Personal information
- Born: 16 September 1996 (age 29) Widnes, Cheshire, England
- Height: 6 ft 1 in (1.85 m)
- Weight: 14 st 11 lb (94 kg)

Playing information
- Position: Wing
Club
| Years | Team | Pld | T | G | FG | P |
| 2016–19 | Widnes Vikings | 46 | 31 | 0 | 0 | 124 |
| 2016(loan) | → Whitehaven | 16 | 1 | 0 | 0 | 4 |
| 2017(loan) | → Hunslet | 9 | 5 | 0 | 0 | 20 |
| 2018(loan) | → North Wales Crusaders | 1 | 0 | 0 | 0 | 0 |
| 2020 | Leigh Centurions | 0 | 0 | 0 | 0 | 0 |
| 2020(loan) | → Oldham | 2 | 1 | 0 | 0 | 4 |
| 2021 | Oldham | 20 | 1 | 0 | 0 | 4 |
| 2022– | Widnes Vikings | 86 | 54 | 0 | 0 | 56 |
|  | Total | 180 | 93 | 0 | 0 | 212 |
- Source: As of 1 January 2023

= Ryan Ince =

English rugby league footballer

Ryan Ince (born 16 September 1996) is an English professional rugby league footballer who plays on the for Widnes Vikings in the RFL Championship.

He played for the Widnes Vikings in the Super League and in the Championship.
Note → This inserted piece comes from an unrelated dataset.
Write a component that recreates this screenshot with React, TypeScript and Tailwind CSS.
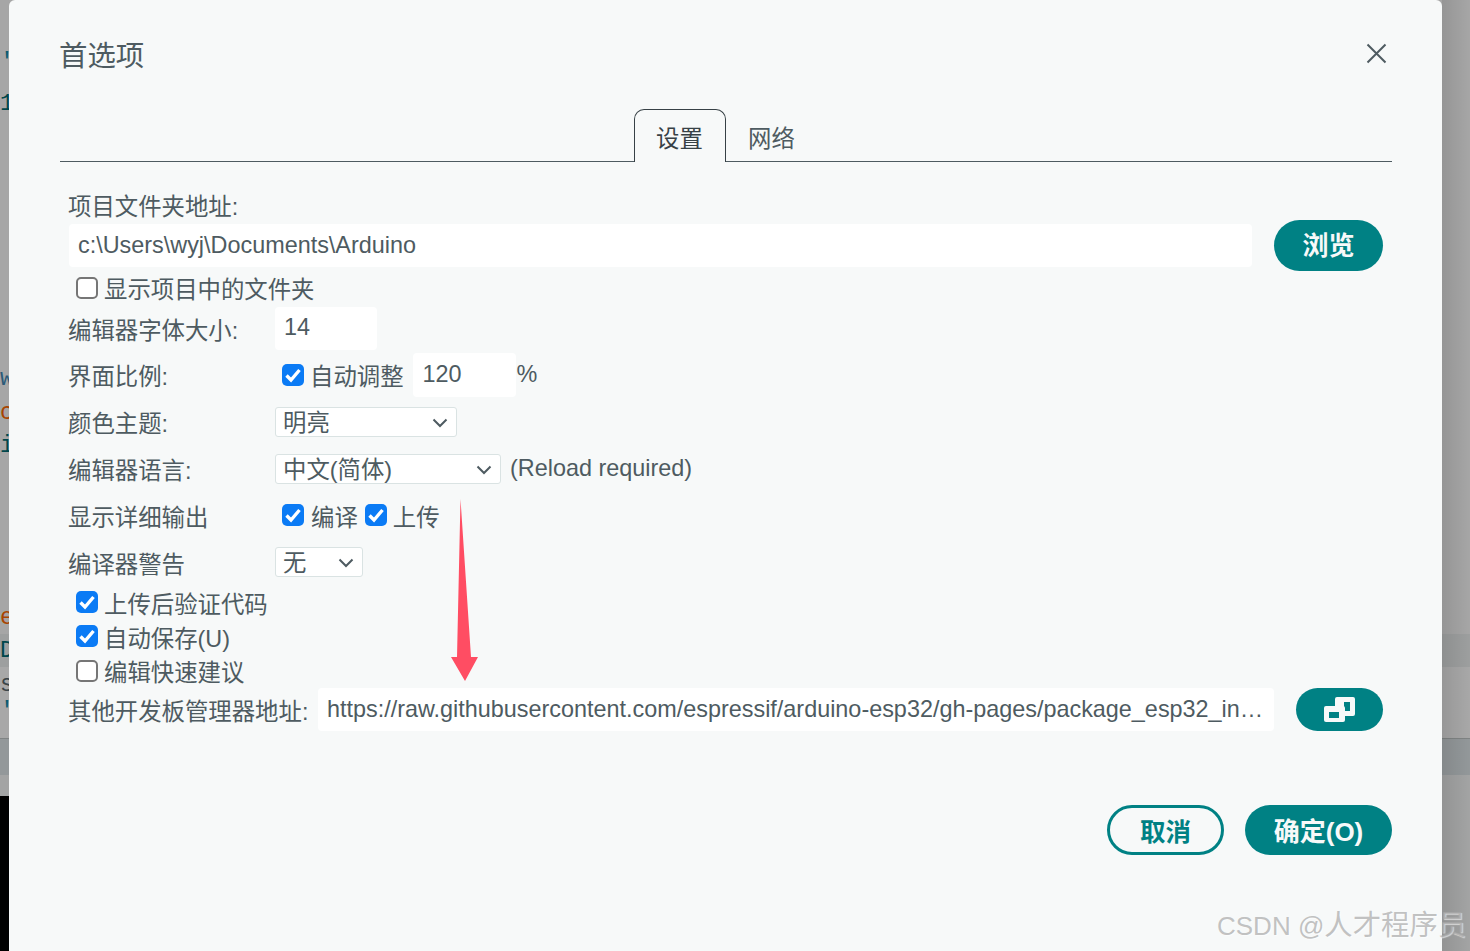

He has also spent time on loan from Widnes at Whitehaven in the Championship and Hunslet and the North Wales Crusaders in League 1. Ince has also spent time on loan from the Leigh Centurions at Oldham in the RFL Championship.

==Background==
Ryan Ince was born in Widnes, Cheshire, England.

==Playing career==
===Widnes Vikings===
He graduated from the Widnes Vikings Academy system and played his junior rugby league for the Widnes Moorfield club. He has represented England at youth team level.

He made his début for Whitehaven, whilst on loan at the club in the Championship in 2016.
In 2016, he made his Widnes Vikings début against Hull FC.

===Leigh Centurions===
On 24 February 2020, it was announced that Ince had signed for Oldham on loan.

===Oldham RLFC===
On 19 November 2020, it was announced that Ince would join Oldham for the 2021 season on a one-year deal.

===Widnes Vikings (re-join)===
On 27 September 2021, it was reported that he had signed for Widnes in the RFL Championship.